March 12, 2011

  • The devil made me do it!

    Flip Wilson, the comic, in his character of Geraldine, made the phrase, “The devil made me do it” a part of popular culture in the ‘70s.  However, Flip Wilson cannot be credited with making it popular to find someone else to blame for our misdeeds or our lack of doing what we should.  Finding someone to blame is as old as the Genesis story of the first humans, the tree of the knowledge of good and evil, and a serpent.  There are some details that need to be filled in for us to understand this story and what it might mean for us today.  The first is to know that the first human creature was not called man by God, the creature was called Adam, meaning of or from the earth, earth creature if you will.  The suggestion is that God spoke all of creation into being except humans.  Humans were formed by God from the dirt and that form will return to the dirt, ashes to ashes and dirt to dirt.  What God breathed into the earth creature is life, or some would say soul.  God told the earth creature, Adam, do not eat of the Tree-of-the-Knowledge-of-Good-and-Evil or you will surely die.  It is possible to read this as you will lose your soul.  Then God creates for the earth creature, a partner, another earth creature but these earth creatures will be gendered.  God creates them, male and female.  The original earth creature, Adam, calls the partner, Eve, and names her woman.  Clearly, this is written by men who have decided they were first and that women came from them.  Others would say the original was a prototype and the second was the improved final product, it all depends upon perspective.  What is clear Eve was not present for the conversation regarding the Tree-of-the-Knowledge-of-Good-and-Evil.

     

    Along comes the serpent, believed to be evil, to convince Eve to eat from the Tree-of-the-Knowledge-of-Good-and-Evil.  Some, mostly men, have used this to say that woman are the weaker vessel and easily swayed by evil temptation.  Others might point out the woman may have been vulnerable to the serpent’s argument because the man failed to communicate to her what God had said and the importance of the message.  In any case, the woman eats from the Tree-of-the-Knowledge-of-Good-and-Evil and convinces Adam to do so also.  The serpent said God had lied to the humans because God did not want the humans to be as powerful as God.  Many seem to have believed the serpent over God’s explanation.  What does that say about our willingness to be persuaded by questionable sources?  God said the people would surely die.  Adam and Eve did not die.

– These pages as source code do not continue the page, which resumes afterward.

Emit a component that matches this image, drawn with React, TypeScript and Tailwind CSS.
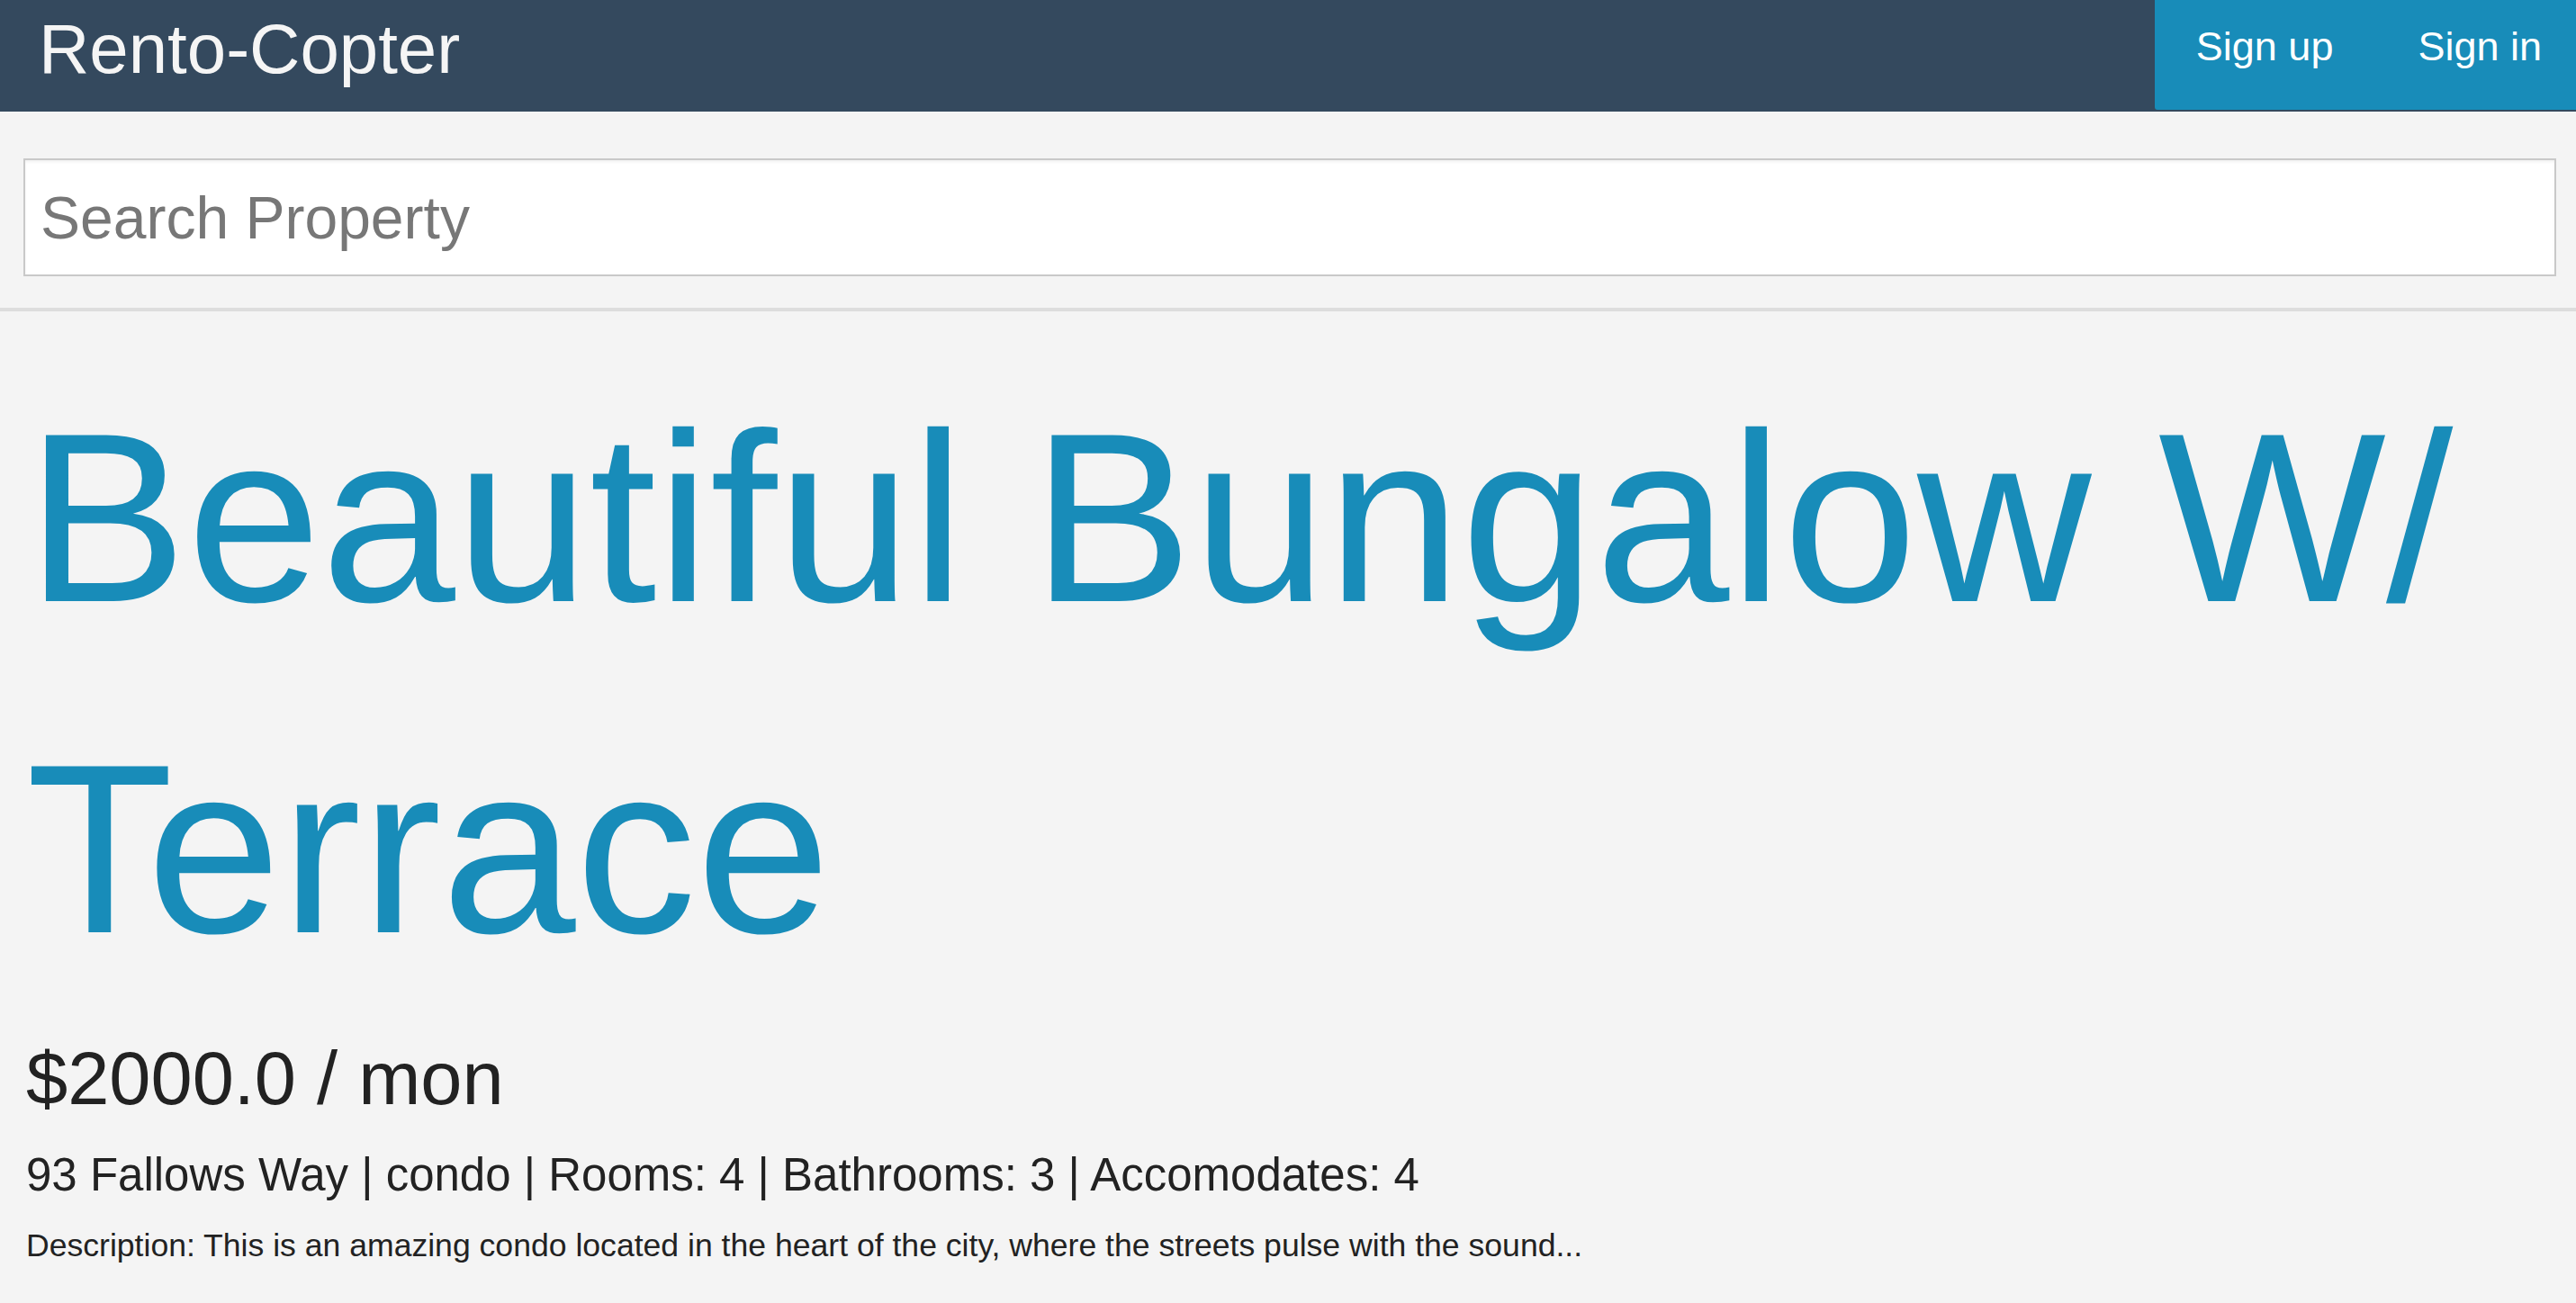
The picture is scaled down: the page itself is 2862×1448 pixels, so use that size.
import React, { useState } from 'react';

// ============================================================================
// Rento-Copter : property detail page
// ============================================================================

interface Property {
  title: string;
  price: string;
  address: string;
  kind: string;
  rooms: number;
  bathrooms: number;
  accomodates: number;
  description: string;
}

const property: Property = {
  title: 'Beautiful Bungalow W/ Terrace',
  price: '$2000.0 / mon',
  address: '93 Fallows Way',
  kind: 'condo',
  rooms: 4,
  bathrooms: 3,
  accomodates: 4,
  description:
    'Description: This is an amazing condo located in the heart of the city, where the streets pulse with the sound...'
};

export default function App() {
  const [query, setQuery] = useState('');

  return (
    <div className="min-h-screen bg-[#f4f4f4] font-['Liberation_Sans',Arial,sans-serif]">
      {/* Navbar */}
      <nav className="h-[124px] bg-[#34495e] flex justify-between items-start">
        <a href="#" className="pl-[43px] pt-[15px] text-[78px] leading-none text-[#f5f5f5]">
          Rento-Copter
        </a>
        <ul className="h-[122px] bg-[#188cb9] rounded-bl-[3px] flex">
          <li>
            <a href="#" className="block pl-[46px] pr-[46px] pt-[29px] text-[45px] leading-none text-white">
              Sign up
            </a>
          </li>
          <li>
            <a href="#" className="block pl-[48px] pr-[38px] pt-[29px] text-[45px] leading-none text-white">
              Sign in
            </a>
          </li>
        </ul>
      </nav>

      {/* Search */}
      <div className="pt-[52px] pb-[35px] pl-[26px] pr-[22px] border-b-4 border-[#dddddd]">
        <input
          type="text"
          value={query}
          onChange={(e) => setQuery(e.target.value)}
          placeholder="Search Property"
          className="w-full h-[131px] bg-white border-2 border-[#c9c9c9] shadow-[inset_0_2px_3px_rgba(0,0,0,0.06)] pl-[17px] text-[66px] text-[#555] placeholder:text-[#777] outline-none"
        />
      </div>

      {/* Property */}
      <div className="pl-[29px] pr-[22px] pb-[40px]">
        <h1 className="mt-[45px] text-[268px] leading-[368px] text-[#188cb9]">{property.title}</h1>
        <h3 className="mt-[23px] text-[83px] leading-[98px] text-[#222]">{property.price}</h3>
        <p className="mt-[21px] text-[51px] leading-[73px] text-[#222]">
          {property.address} | {property.kind} | Rooms: {property.rooms} | Bathrooms: {property.bathrooms} | Accomodates: {property.accomodates}
        </p>
        <p className="mt-[18px] text-[35.6px] leading-[48px] text-[#222]">{property.description}</p>
      </div>
    </div>
  );
}
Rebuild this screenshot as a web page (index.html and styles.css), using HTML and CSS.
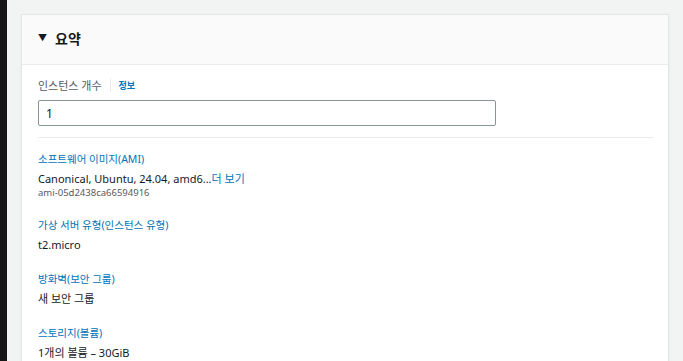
FILE: index.html
```html
<!DOCTYPE html>
<html lang="ko">
<head>
    <meta charset="UTF-8">
    <title>요약</title>
    <link rel="stylesheet" href="styles.css">
</head>
<body>
    <div class="side-strip"></div>
    <div class="page">
        <div class="card">
            <div class="card-header">
                <span class="caret">&#9660;</span>
                <h2>요약</h2>
            </div>
            <div class="card-body">
                <div class="field-label">
                    <span>인스턴스 개수</span>
                    <span class="divider"></span>
                    <a class="info-link">정보</a>
                </div>
                <input class="count-input" type="text" value="1">

                <div class="rule"></div>

                <div class="summary-item">
                    <a class="item-title">소프트웨어 이미지(AMI)</a>
                    <div class="item-value">Canonical, Ubuntu, 24.04, amd6...<a class="more-link">더 보기</a></div>
                    <div class="item-sub">ami-05d2438ca66594916</div>
                </div>

                <div class="summary-item">
                    <a class="item-title">가상 서버 유형(인스턴스 유형)</a>
                    <div class="item-value">t2.micro</div>
                </div>

                <div class="summary-item">
                    <a class="item-title">방화벽(보안 그룹)</a>
                    <div class="item-value">새 보안 그룹</div>
                </div>

                <div class="summary-item">
                    <a class="item-title">스토리지(볼륨)</a>
                    <div class="item-value">1개의 볼륨 – 30GiB</div>
                </div>
            </div>
        </div>
    </div>
</body>
</html>
```

FILE: styles.css
```css
html, body {
    margin: 0;
    padding: 0;
    height: 100%;
    overflow: hidden;
}
body {
    display: flex;
    font-family: "Noto Sans", "Noto Sans CJK KR", sans-serif;
    background-color: #f2f3f3;
    color: #16191f;
}
.side-strip {
    width: 7px;
    flex-shrink: 0;
    background-color: #161616;
}
.page {
    flex: 1;
    padding: 14px 14px 0 14px;
}
.card {
    background-color: #ffffff;
    border: 1px solid #e4e6e6;
    border-bottom: none;
    box-shadow: 0 1px 2px rgba(0, 0, 0, 0.06);
}
.card-header {
    display: flex;
    align-items: center;
    gap: 8px;
    box-sizing: border-box;
    height: 50px;
    padding: 0 16px 4px;
    background-color: #fafafa;
    border-bottom: 1px solid #e9ebed;
}
.caret {
    font-size: 9px;
    color: #16191f;
}
.card-header h2 {
    margin: 0;
    font-size: 14px;
    font-weight: 700;
    color: #16191f;
}
.card-body {
    padding: 12px 15px 0 16px;
}
.field-label {
    display: flex;
    align-items: center;
    gap: 8px;
    font-size: 11px;
    color: #545b64;
    height: 16px;
}
.divider {
    width: 1px;
    height: 14px;
    background-color: #eaeded;
}
.info-link {
    font-size: 9px;
    font-weight: 700;
    color: #0073bb;
}
.count-input {
    display: block;
    box-sizing: border-box;
    width: 458px;
    height: 26px;
    margin-top: 7px;
    padding: 0 7px;
    border: 1px solid #879596;
    border-radius: 2px;
    font-family: inherit;
    font-size: 12px;
    color: #16191f;
}
.rule {
    height: 1px;
    background-color: #eaeded;
    margin: 11px 0 13px;
}
.summary-item {
    margin-bottom: 18px;
}
.item-title {
    display: block;
    font-size: 10.5px;
    color: #0073bb;
    line-height: 16px;
}
.item-value {
    margin-top: 4px;
    font-size: 11px;
    line-height: 16px;
}
.more-link {
    color: #0073bb;
}
.item-sub {
    font-size: 9.5px;
    color: #545b64;
    line-height: 12px;
}
```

So, did God lie?  Or do we go back to the understanding that God was talking about the death of the soul of humans.  What died was the human naiveté.  The humans began to judge the rightness and wrongness of the way things were.  They perceived they were naked and they were ashamed, and we have the foundation of the blame and shame way of relating to each other and ourselves.  God forbid them to eat from the Tree-of-the-Knowledge-of-Good-and-Evil because God knew, once humans gained a knowledge of good and evil, we would use it to shame ourselves and blame others.  No longer would we live in complete acceptance of the world as God created it or as we had been created.  No longer would humans rely on God to put the world in order and live in it as God had planned it.  Humans would toil the ground to produce their food and clothing because they would no longer trust in God’s ability to provide and they would not trust each other so they would always desire to have more and to keep others from having enough.  Living would revolve around making and enforcing rules based on what humans believe to be right or wrong.  I believe even the consequence of pain in child birth may come from the human sense of the rightness of doing what happens to create life and the fear women have learned about the process of bringing new life into being.  I cannot support that with science but I do believe God intended us to create new life and to live in intimacy with each other without all the angst and fear we have loaded onto our intimate lives.

     

    What happened in the Garden of Eden is contrasted with what happened in the desert when the devil returns to test Jesus.  The devil tempts Jesus with getting rid of his hunger, and to prove God’s protection, and to have great power.  These arguments aren’t much different from the ones that the serpent used with the first humans so I would think we can assume these are the same arguments we will hear when evil tempts us to do something we know to be outside of God’s will.  Jesus doesn’t give into the temptation to fill his hunger, prove God’s protection, or to have great power.  Jesus replies this is not how God intends to meet his hunger, protect him, or give him great power.  All of the things the devil has offered to Jesus will come to him, but not through is demanding them in his way and at his time.  Each one of us will be tempted to satisfy our hunger, obtain protection, and have power.  The question is will we wait on God to provide or will we grab for it in our own way and then say, “The devil made me do it.”  Amen.